Dataset records =>
::::

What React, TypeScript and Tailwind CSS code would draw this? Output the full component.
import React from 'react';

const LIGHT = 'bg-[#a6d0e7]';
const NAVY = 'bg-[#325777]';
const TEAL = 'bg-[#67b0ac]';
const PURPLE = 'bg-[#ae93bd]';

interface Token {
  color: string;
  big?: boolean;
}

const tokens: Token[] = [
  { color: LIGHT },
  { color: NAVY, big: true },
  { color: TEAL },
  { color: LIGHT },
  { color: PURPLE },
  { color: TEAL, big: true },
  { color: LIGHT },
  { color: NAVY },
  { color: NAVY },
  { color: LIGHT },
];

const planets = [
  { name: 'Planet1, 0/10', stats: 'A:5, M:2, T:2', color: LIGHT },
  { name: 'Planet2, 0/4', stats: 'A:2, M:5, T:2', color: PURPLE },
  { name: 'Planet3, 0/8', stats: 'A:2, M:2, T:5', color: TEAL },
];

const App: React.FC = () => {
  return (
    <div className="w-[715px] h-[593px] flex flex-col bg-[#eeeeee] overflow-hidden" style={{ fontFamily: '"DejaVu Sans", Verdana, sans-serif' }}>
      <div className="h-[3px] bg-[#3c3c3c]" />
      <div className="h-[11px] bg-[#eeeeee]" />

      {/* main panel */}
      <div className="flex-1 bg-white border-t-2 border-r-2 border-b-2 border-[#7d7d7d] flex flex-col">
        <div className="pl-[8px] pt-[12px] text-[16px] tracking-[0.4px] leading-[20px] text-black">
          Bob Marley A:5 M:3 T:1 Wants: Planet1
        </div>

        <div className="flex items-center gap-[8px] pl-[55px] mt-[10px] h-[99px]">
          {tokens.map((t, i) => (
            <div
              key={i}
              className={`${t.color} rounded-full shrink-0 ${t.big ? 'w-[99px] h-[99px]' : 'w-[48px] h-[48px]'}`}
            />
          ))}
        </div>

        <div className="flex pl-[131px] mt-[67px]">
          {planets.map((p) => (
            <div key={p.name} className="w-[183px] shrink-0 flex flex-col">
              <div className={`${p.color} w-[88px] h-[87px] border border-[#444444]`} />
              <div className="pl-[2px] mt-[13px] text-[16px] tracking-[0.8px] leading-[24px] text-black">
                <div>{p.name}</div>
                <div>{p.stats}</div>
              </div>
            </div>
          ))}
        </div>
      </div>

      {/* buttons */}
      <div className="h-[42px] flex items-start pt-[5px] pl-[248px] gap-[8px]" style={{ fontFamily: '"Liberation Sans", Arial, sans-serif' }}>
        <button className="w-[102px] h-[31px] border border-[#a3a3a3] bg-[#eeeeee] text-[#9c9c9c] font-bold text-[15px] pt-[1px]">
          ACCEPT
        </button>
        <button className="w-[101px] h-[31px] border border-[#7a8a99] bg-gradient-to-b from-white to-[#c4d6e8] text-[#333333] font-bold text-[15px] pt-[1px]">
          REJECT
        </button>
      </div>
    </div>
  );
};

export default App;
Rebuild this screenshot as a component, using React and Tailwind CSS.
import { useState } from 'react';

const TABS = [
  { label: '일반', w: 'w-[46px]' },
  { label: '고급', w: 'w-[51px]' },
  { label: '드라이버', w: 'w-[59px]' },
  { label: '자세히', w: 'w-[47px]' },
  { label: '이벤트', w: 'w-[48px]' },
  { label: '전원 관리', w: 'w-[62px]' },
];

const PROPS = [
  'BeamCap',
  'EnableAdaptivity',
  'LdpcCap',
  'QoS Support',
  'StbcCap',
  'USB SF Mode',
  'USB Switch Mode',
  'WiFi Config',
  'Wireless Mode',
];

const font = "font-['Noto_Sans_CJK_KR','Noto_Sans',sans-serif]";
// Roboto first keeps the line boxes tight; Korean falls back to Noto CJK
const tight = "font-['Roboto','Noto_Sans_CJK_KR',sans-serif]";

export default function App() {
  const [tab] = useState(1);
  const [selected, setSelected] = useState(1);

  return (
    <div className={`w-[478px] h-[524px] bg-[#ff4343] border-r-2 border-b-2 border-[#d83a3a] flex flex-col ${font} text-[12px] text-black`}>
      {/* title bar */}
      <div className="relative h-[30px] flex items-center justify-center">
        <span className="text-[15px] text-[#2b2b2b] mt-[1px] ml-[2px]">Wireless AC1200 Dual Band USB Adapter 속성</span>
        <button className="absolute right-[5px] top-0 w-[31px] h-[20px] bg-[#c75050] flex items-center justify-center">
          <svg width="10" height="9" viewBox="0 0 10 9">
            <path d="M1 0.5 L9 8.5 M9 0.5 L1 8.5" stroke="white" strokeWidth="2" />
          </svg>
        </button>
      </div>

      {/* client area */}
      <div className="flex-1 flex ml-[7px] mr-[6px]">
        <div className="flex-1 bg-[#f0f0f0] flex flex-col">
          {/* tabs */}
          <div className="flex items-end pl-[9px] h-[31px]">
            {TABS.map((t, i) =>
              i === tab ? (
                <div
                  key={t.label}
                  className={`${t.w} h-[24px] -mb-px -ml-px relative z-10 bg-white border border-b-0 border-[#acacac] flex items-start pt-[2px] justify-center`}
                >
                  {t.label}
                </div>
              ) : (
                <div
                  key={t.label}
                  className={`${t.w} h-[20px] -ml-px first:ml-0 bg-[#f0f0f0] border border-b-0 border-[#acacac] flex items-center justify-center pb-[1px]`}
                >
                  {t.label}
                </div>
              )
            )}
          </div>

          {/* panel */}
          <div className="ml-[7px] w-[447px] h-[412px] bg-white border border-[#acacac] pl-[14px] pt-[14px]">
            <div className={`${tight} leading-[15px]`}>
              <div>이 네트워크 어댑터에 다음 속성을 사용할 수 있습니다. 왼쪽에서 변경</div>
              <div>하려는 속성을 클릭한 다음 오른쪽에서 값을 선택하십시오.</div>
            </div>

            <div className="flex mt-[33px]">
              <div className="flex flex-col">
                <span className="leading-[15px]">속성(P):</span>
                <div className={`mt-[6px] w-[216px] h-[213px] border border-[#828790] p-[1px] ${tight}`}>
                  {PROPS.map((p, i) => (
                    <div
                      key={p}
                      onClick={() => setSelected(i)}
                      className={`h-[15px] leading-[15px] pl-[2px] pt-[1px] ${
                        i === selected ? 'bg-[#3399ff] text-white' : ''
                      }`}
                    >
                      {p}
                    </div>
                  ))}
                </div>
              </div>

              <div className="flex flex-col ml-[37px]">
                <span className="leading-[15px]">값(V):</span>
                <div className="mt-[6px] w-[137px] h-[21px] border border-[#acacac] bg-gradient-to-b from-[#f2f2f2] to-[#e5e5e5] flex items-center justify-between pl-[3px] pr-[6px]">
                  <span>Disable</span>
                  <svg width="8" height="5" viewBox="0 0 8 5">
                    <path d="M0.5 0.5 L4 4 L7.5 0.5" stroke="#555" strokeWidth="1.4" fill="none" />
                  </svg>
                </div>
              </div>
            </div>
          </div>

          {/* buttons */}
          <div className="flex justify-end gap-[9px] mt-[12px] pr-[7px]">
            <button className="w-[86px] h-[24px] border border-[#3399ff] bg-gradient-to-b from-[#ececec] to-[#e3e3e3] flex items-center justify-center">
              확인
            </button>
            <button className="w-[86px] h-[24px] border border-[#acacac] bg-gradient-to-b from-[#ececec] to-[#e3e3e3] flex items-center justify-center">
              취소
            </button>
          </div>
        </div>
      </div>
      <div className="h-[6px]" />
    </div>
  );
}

::::

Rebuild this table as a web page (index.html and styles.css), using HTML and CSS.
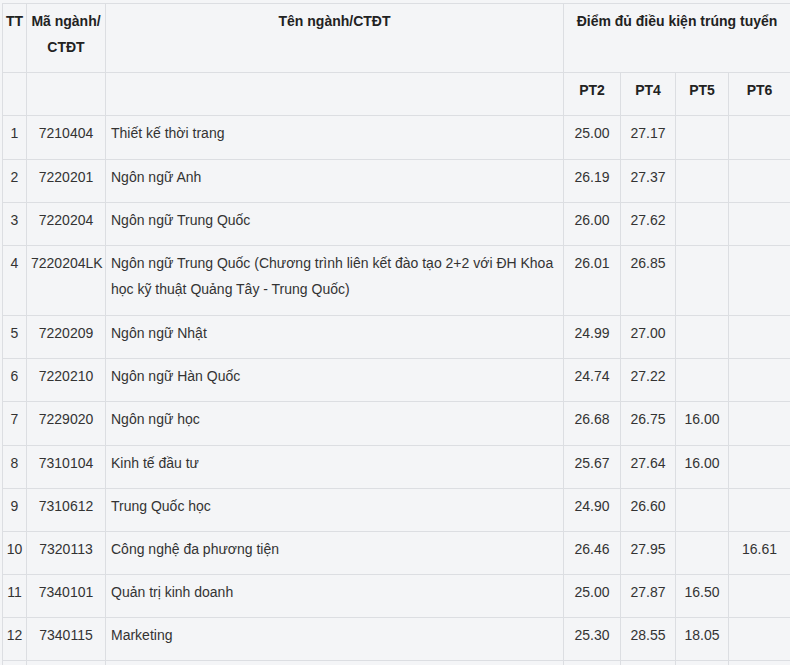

::::

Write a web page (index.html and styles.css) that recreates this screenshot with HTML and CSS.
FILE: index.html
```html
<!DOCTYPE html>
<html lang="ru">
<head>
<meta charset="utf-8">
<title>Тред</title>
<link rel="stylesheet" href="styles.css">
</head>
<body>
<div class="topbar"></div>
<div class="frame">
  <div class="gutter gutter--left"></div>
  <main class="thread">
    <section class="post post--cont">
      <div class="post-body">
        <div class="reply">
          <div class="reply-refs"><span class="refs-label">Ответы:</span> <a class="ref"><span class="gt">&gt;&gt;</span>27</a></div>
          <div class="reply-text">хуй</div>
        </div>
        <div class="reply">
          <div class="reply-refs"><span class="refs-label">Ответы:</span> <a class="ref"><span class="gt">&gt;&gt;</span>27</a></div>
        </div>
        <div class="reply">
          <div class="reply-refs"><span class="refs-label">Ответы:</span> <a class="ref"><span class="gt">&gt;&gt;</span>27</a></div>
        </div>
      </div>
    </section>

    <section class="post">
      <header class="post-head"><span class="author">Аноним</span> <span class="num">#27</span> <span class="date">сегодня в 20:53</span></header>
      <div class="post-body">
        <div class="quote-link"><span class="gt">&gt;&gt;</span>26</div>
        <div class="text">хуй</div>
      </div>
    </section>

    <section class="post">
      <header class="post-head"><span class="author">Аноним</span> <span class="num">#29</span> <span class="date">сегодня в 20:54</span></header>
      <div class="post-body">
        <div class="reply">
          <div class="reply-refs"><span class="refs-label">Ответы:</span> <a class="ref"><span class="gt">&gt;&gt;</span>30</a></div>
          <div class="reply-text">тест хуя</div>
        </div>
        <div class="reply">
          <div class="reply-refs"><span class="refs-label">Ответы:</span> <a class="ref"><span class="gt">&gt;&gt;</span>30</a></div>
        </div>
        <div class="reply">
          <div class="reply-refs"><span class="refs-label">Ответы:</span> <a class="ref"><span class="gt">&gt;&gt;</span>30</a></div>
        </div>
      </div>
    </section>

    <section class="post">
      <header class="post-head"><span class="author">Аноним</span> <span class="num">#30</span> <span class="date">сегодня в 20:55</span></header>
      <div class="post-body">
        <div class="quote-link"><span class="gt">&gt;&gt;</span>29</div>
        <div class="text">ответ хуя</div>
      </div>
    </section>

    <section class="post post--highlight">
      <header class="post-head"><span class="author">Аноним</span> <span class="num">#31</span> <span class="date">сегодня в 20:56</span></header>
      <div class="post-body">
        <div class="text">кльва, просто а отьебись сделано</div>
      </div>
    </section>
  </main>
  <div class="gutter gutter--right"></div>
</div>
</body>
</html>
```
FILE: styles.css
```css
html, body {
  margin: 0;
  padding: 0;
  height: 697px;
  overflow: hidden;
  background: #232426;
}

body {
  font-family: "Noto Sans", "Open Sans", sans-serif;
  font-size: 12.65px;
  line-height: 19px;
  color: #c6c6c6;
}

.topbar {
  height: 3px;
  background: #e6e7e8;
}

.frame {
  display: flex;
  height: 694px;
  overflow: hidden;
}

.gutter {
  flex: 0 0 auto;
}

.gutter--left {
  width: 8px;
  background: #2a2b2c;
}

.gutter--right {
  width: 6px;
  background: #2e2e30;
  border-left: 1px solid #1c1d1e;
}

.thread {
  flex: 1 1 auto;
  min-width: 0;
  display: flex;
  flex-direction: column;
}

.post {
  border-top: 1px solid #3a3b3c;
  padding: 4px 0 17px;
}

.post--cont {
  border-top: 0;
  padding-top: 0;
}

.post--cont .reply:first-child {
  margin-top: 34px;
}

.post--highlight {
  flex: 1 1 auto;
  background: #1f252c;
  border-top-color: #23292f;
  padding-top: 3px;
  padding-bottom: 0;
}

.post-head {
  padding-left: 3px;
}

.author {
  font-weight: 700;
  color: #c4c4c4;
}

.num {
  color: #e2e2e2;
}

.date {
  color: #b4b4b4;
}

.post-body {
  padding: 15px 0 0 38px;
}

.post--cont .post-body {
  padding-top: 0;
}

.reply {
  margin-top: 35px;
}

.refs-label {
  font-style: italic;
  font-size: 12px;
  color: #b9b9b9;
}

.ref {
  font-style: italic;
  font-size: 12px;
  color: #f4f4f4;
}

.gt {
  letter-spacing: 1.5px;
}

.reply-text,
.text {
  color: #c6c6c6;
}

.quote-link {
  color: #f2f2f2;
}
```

::::

Retype exactly what runs from the line containing "Rebuild this screenshot" through the line containing "const [selected, setSelected]", both lines included, and stop there.

Rebuild this screenshot as a component, using React and Tailwind CSS.
import { useState } from 'react';

const TABS = [
  { label: '일반', w: 'w-[46px]' },
  { label: '고급', w: 'w-[51px]' },
  { label: '드라이버', w: 'w-[59px]' },
  { label: '자세히', w: 'w-[47px]' },
  { label: '이벤트', w: 'w-[48px]' },
  { label: '전원 관리', w: 'w-[62px]' },
];

const PROPS = [
  'BeamCap',
  'EnableAdaptivity',
  'LdpcCap',
  'QoS Support',
  'StbcCap',
  'USB SF Mode',
  'USB Switch Mode',
  'WiFi Config',
  'Wireless Mode',
];

const font = "font-['Noto_Sans_CJK_KR','Noto_Sans',sans-serif]";
// Roboto first keeps the line boxes tight; Korean falls back to Noto CJK
const tight = "font-['Roboto','Noto_Sans_CJK_KR',sans-serif]";

export default function App() {
  const [tab] = useState(1);
  const [selected, setSelected] = useState(1);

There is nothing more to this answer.